Without the images, write out the whole listing exactly.

## Dataset content
=-=-=

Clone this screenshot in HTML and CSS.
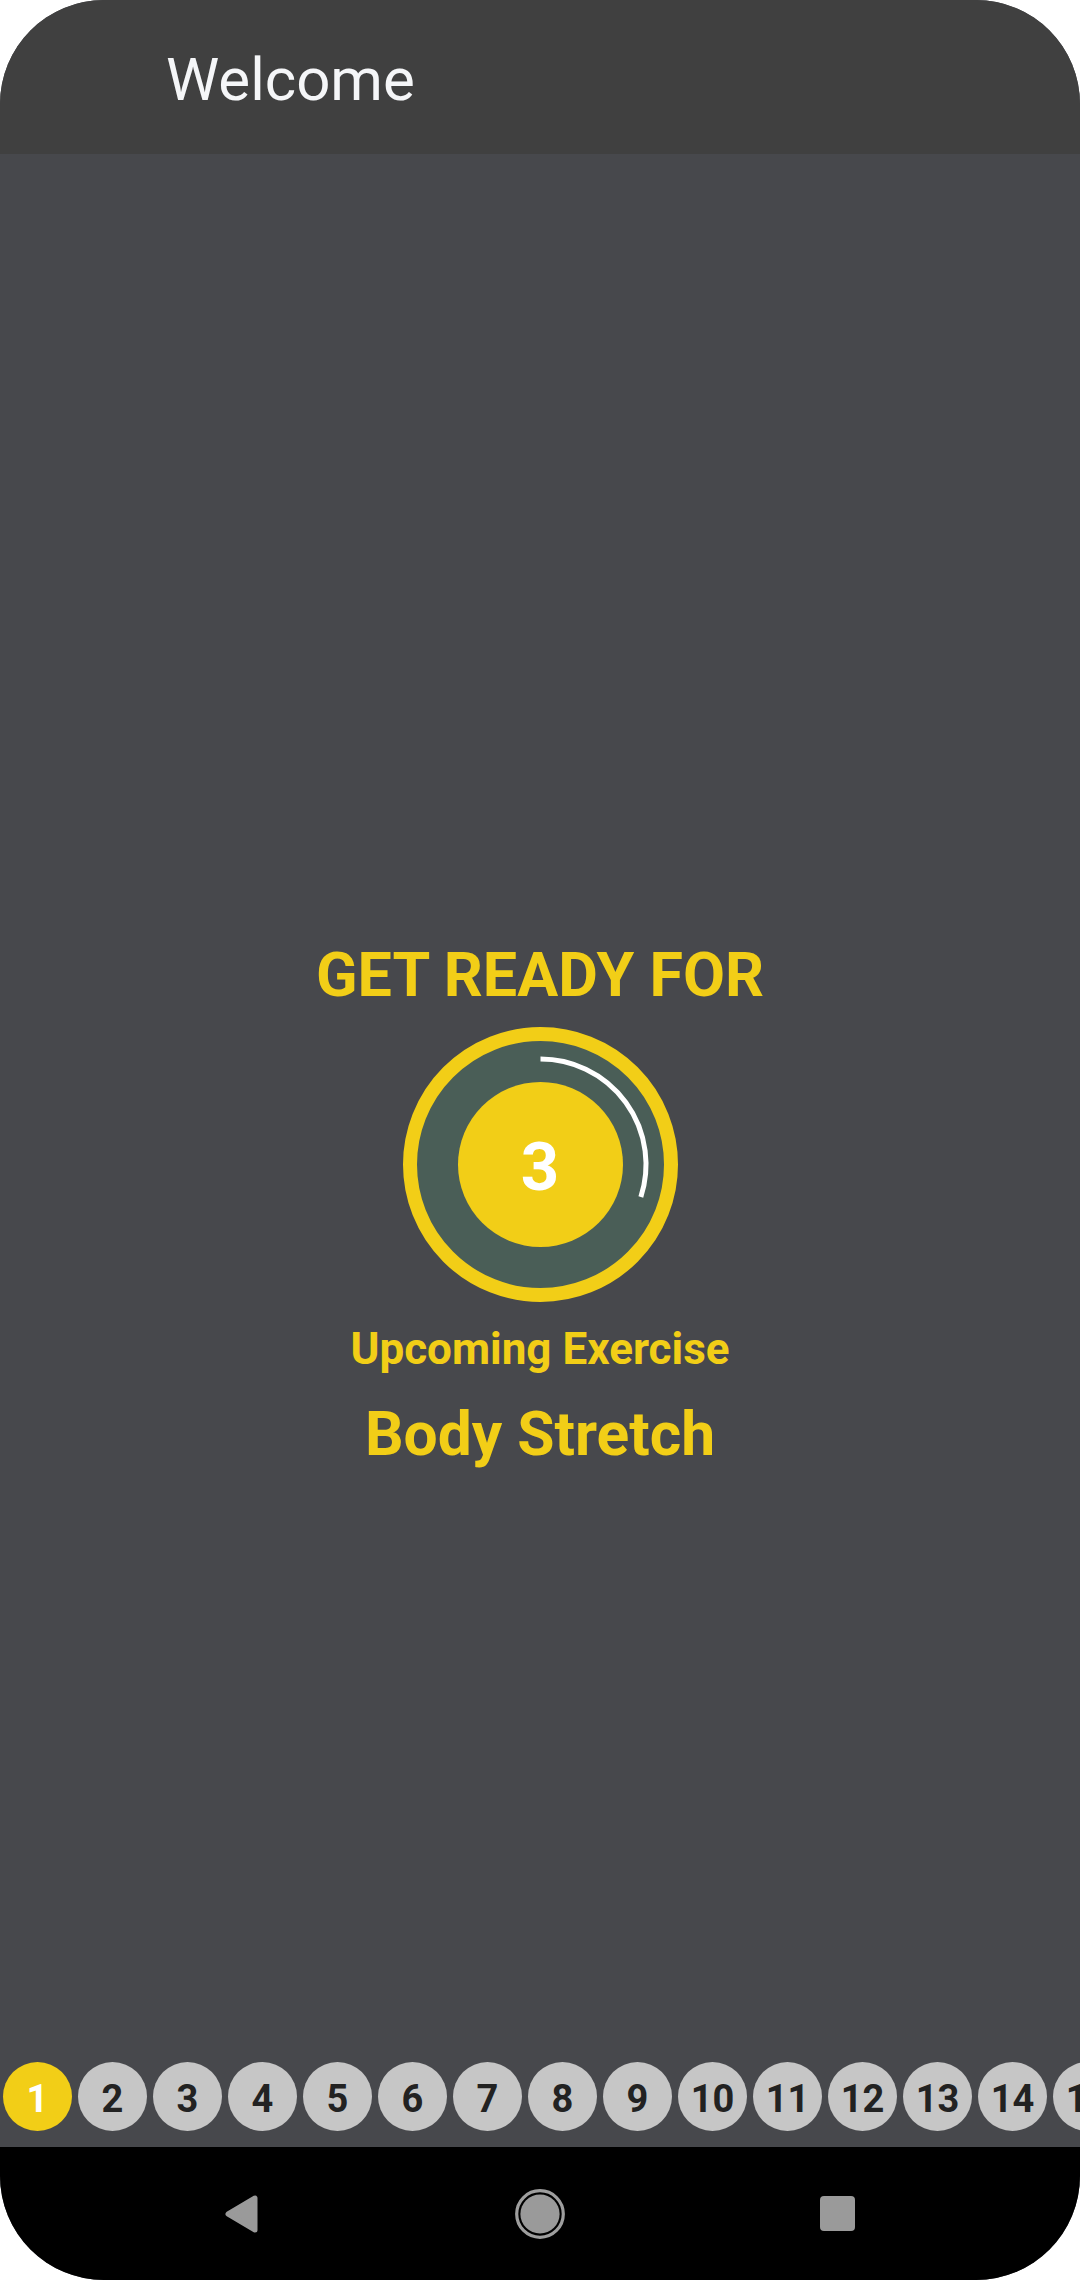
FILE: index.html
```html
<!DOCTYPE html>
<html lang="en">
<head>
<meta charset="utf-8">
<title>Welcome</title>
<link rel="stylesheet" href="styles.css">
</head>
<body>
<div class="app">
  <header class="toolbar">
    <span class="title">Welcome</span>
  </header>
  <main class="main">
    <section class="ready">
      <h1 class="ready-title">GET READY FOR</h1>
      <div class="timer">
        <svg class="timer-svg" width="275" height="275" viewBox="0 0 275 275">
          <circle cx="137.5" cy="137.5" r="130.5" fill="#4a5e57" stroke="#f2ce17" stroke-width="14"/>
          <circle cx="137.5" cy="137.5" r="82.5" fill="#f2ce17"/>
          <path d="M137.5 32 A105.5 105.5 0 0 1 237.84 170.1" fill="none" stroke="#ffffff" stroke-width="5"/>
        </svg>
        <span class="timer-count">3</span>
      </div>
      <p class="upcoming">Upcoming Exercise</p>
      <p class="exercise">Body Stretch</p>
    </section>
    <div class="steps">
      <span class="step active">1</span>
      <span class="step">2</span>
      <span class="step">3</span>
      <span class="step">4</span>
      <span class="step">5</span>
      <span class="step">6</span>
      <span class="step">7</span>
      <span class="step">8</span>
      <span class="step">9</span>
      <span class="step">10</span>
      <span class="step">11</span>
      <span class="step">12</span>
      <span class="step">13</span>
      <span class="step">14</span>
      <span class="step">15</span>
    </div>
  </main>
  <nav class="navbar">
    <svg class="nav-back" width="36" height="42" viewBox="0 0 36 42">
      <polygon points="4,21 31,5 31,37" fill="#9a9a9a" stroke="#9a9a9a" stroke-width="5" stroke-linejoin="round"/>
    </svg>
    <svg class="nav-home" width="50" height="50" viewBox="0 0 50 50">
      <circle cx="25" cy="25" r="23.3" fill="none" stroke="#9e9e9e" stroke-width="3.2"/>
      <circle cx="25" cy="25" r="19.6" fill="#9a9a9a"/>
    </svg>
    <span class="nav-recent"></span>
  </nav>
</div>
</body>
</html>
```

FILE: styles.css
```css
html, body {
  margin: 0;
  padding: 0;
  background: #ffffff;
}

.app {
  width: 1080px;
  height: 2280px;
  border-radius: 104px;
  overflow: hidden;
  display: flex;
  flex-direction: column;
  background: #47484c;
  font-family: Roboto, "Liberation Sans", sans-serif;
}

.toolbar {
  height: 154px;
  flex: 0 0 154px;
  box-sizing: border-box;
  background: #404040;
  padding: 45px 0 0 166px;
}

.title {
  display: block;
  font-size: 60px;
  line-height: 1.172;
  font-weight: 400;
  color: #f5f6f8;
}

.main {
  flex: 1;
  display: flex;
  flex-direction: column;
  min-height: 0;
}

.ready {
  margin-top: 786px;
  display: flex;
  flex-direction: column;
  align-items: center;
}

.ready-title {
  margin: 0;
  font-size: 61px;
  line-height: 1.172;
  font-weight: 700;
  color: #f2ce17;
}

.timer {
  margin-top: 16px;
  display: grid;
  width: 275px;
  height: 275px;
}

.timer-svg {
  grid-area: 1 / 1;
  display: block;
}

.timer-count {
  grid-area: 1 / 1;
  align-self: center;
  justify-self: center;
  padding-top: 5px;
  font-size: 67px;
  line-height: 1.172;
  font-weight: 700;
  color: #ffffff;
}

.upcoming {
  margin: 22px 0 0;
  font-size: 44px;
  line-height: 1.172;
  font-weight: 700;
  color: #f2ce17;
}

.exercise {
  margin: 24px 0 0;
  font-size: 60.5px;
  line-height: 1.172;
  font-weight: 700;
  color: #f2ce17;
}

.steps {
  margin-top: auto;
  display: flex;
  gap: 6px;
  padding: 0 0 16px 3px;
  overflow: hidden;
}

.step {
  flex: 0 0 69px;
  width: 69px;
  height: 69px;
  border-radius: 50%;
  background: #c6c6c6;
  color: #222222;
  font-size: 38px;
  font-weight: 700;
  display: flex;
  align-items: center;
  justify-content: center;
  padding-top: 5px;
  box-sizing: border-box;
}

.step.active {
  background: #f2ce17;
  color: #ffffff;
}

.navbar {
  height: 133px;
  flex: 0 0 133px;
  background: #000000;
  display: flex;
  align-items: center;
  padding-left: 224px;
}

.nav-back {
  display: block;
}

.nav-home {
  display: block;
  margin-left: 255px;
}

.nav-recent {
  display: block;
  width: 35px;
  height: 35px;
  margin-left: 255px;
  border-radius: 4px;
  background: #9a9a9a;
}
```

=-=-=

## Answer to the problem
Clone this screenshot in HTML and CSS.
FILE: index.html
```html
<!DOCTYPE html>
<html lang="en">
<head>
<meta charset="utf-8">
<title>Welcome</title>
<link rel="stylesheet" href="styles.css">
</head>
<body>
<div class="app">
  <header class="toolbar">
    <span class="title">Welcome</span>
  </header>
  <main class="main">
    <section class="ready">
      <h1 class="ready-title">GET READY FOR</h1>
      <div class="timer">
        <svg class="timer-svg" width="275" height="275" viewBox="0 0 275 275">
          <circle cx="137.5" cy="137.5" r="130.5" fill="#4a5e57" stroke="#f2ce17" stroke-width="14"/>
          <circle cx="137.5" cy="137.5" r="82.5" fill="#f2ce17"/>
          <path d="M137.5 32 A105.5 105.5 0 0 1 237.84 170.1" fill="none" stroke="#ffffff" stroke-width="5"/>
        </svg>
        <span class="timer-count">3</span>
      </div>
      <p class="upcoming">Upcoming Exercise</p>
      <p class="exercise">Body Stretch</p>
    </section>
    <div class="steps">
      <span class="step active">1</span>
      <span class="step">2</span>
      <span class="step">3</span>
      <span class="step">4</span>
      <span class="step">5</span>
      <span class="step">6</span>
      <span class="step">7</span>
      <span class="step">8</span>
      <span class="step">9</span>
      <span class="step">10</span>
      <span class="step">11</span>
      <span class="step">12</span>
      <span class="step">13</span>
      <span class="step">14</span>
      <span class="step">15</span>
    </div>
  </main>
  <nav class="navbar">
    <svg class="nav-back" width="36" height="42" viewBox="0 0 36 42">
      <polygon points="4,21 31,5 31,37" fill="#9a9a9a" stroke="#9a9a9a" stroke-width="5" stroke-linejoin="round"/>
    </svg>
    <svg class="nav-home" width="50" height="50" viewBox="0 0 50 50">
      <circle cx="25" cy="25" r="23.3" fill="none" stroke="#9e9e9e" stroke-width="3.2"/>
      <circle cx="25" cy="25" r="19.6" fill="#9a9a9a"/>
    </svg>
    <span class="nav-recent"></span>
  </nav>
</div>
</body>
</html>
```

FILE: styles.css
```css
html, body {
  margin: 0;
  padding: 0;
  background: #ffffff;
}

.app {
  width: 1080px;
  height: 2280px;
  border-radius: 104px;
  overflow: hidden;
  display: flex;
  flex-direction: column;
  background: #47484c;
  font-family: Roboto, "Liberation Sans", sans-serif;
}

.toolbar {
  height: 154px;
  flex: 0 0 154px;
  box-sizing: border-box;
  background: #404040;
  padding: 45px 0 0 166px;
}

.title {
  display: block;
  font-size: 60px;
  line-height: 1.172;
  font-weight: 400;
  color: #f5f6f8;
}

.main {
  flex: 1;
  display: flex;
  flex-direction: column;
  min-height: 0;
}

.ready {
  margin-top: 786px;
  display: flex;
  flex-direction: column;
  align-items: center;
}

.ready-title {
  margin: 0;
  font-size: 61px;
  line-height: 1.172;
  font-weight: 700;
  color: #f2ce17;
}

.timer {
  margin-top: 16px;
  display: grid;
  width: 275px;
  height: 275px;
}

.timer-svg {
  grid-area: 1 / 1;
  display: block;
}

.timer-count {
  grid-area: 1 / 1;
  align-self: center;
  justify-self: center;
  padding-top: 5px;
  font-size: 67px;
  line-height: 1.172;
  font-weight: 700;
  color: #ffffff;
}

.upcoming {
  margin: 22px 0 0;
  font-size: 44px;
  line-height: 1.172;
  font-weight: 700;
  color: #f2ce17;
}

.exercise {
  margin: 24px 0 0;
  font-size: 60.5px;
  line-height: 1.172;
  font-weight: 700;
  color: #f2ce17;
}

.steps {
  margin-top: auto;
  display: flex;
  gap: 6px;
  padding: 0 0 16px 3px;
  overflow: hidden;
}

.step {
  flex: 0 0 69px;
  width: 69px;
  height: 69px;
  border-radius: 50%;
  background: #c6c6c6;
  color: #222222;
  font-size: 38px;
  font-weight: 700;
  display: flex;
  align-items: center;
  justify-content: center;
  padding-top: 5px;
  box-sizing: border-box;
}

.step.active {
  background: #f2ce17;
  color: #ffffff;
}

.navbar {
  height: 133px;
  flex: 0 0 133px;
  background: #000000;
  display: flex;
  align-items: center;
  padding-left: 224px;
}

.nav-back {
  display: block;
}

.nav-home {
  display: block;
  margin-left: 255px;
}

.nav-recent {
  display: block;
  width: 35px;
  height: 35px;
  margin-left: 255px;
  border-radius: 4px;
  background: #9a9a9a;
}
```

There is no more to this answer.